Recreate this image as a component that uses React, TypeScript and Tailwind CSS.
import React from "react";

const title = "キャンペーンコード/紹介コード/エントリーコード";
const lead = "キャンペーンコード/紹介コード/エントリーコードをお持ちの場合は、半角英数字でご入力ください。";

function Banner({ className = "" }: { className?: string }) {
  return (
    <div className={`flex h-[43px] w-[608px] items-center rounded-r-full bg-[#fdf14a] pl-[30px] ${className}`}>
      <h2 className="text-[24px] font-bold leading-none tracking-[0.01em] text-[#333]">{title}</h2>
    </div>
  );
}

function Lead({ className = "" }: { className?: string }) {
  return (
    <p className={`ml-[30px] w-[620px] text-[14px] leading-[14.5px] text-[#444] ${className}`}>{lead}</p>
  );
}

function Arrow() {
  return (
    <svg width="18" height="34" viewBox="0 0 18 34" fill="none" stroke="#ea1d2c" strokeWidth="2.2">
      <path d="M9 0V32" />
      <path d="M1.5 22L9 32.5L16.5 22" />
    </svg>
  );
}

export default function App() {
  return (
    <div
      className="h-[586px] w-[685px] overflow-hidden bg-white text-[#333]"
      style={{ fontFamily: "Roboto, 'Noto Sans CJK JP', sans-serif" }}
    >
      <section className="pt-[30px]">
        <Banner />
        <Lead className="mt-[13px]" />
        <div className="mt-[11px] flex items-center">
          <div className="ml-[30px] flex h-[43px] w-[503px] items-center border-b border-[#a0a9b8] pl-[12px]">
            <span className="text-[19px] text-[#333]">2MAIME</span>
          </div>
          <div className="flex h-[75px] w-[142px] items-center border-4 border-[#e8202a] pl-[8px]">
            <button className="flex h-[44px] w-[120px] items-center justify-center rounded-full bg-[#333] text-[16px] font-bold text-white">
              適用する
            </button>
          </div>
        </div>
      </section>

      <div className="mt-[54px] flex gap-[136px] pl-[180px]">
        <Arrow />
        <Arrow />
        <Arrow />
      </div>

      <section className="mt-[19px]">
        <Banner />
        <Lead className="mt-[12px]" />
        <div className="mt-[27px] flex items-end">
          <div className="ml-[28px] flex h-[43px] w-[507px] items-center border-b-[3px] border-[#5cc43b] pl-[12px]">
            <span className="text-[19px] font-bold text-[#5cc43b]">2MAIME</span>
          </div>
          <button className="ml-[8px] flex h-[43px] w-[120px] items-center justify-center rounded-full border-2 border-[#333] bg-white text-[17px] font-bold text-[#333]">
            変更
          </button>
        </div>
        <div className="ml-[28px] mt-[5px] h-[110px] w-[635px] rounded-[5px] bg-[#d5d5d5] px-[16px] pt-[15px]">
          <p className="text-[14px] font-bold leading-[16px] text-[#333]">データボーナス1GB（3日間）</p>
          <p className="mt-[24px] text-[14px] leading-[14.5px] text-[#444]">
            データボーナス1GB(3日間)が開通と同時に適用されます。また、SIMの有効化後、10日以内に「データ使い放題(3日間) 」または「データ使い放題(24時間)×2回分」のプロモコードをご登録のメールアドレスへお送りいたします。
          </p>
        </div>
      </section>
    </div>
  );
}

--

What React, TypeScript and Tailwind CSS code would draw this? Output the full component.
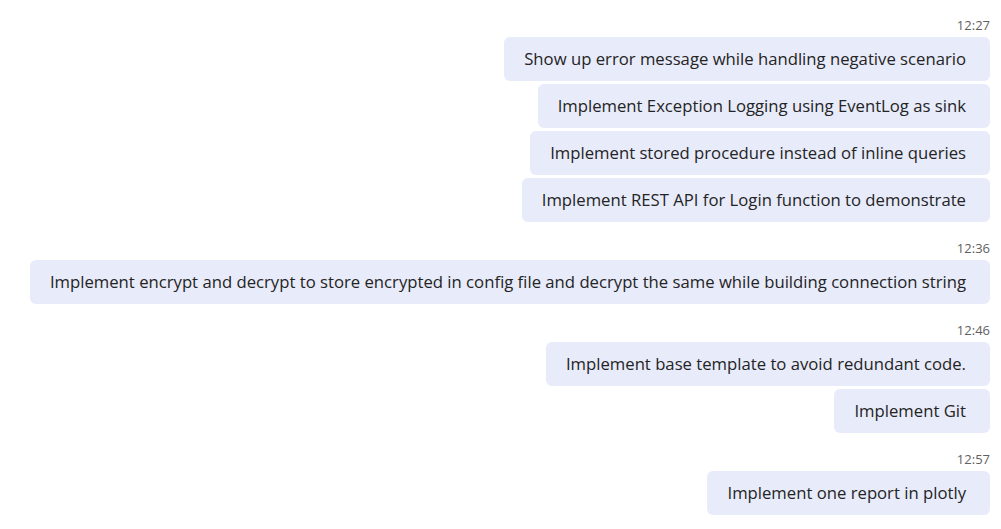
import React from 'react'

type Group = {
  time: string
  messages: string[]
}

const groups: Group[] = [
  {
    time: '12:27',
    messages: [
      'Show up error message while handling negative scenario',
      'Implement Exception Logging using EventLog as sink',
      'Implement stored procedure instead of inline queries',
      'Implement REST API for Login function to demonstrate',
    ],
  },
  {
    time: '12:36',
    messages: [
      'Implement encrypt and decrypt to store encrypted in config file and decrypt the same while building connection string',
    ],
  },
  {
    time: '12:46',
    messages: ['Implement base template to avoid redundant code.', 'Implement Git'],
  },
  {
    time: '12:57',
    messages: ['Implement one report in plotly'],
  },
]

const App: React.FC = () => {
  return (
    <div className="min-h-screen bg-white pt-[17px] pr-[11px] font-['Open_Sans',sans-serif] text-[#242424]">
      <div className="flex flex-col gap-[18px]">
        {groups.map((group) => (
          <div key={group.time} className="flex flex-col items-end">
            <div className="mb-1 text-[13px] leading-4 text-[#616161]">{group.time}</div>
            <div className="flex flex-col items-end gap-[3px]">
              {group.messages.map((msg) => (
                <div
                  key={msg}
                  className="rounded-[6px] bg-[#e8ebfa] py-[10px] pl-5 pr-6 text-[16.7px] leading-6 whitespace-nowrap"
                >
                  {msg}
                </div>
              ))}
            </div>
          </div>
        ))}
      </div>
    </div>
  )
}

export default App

...

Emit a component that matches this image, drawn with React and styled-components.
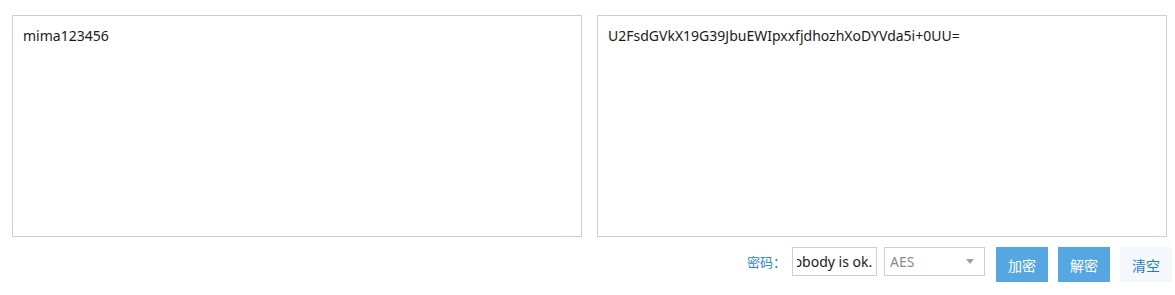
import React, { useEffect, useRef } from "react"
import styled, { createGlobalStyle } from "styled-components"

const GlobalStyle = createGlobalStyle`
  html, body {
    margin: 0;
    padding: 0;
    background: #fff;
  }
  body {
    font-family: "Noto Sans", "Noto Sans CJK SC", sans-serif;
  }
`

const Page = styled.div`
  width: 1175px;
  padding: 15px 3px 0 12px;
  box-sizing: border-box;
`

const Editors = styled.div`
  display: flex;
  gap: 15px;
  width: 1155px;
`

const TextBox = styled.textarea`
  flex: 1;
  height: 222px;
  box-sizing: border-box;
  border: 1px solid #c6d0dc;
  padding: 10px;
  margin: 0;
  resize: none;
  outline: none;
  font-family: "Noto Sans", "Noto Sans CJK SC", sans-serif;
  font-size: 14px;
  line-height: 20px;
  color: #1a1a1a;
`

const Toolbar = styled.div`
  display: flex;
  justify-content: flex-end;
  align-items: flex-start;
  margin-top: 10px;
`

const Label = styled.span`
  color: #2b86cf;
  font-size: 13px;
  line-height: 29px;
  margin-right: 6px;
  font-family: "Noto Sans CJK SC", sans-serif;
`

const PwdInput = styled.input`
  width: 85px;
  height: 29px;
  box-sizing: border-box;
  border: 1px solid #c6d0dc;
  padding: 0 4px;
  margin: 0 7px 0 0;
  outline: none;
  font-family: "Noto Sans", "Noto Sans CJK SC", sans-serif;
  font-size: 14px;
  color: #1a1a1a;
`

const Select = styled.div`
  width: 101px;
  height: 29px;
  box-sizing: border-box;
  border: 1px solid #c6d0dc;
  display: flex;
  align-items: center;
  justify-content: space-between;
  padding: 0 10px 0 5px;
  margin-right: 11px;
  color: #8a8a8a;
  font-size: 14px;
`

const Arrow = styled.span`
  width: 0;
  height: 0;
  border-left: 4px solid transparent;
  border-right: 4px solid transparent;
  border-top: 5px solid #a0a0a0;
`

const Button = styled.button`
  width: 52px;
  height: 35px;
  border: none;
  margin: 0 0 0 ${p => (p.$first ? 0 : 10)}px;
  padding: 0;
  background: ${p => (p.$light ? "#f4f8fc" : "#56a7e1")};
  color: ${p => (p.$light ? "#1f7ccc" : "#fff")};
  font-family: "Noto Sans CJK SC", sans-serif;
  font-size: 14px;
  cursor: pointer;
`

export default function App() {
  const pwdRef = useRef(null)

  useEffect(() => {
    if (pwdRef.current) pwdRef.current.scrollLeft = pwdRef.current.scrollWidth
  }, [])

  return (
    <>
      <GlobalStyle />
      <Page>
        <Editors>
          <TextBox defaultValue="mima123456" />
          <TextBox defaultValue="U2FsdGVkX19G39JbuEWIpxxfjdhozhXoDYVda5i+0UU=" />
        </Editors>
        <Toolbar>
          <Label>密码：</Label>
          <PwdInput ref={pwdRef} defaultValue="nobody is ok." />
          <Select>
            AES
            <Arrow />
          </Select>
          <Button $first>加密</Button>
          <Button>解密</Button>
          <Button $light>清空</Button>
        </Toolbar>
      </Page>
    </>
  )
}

### What you are asked to do
Report only how many lines of the listing hold the word "Tailwind".

### Written solution
2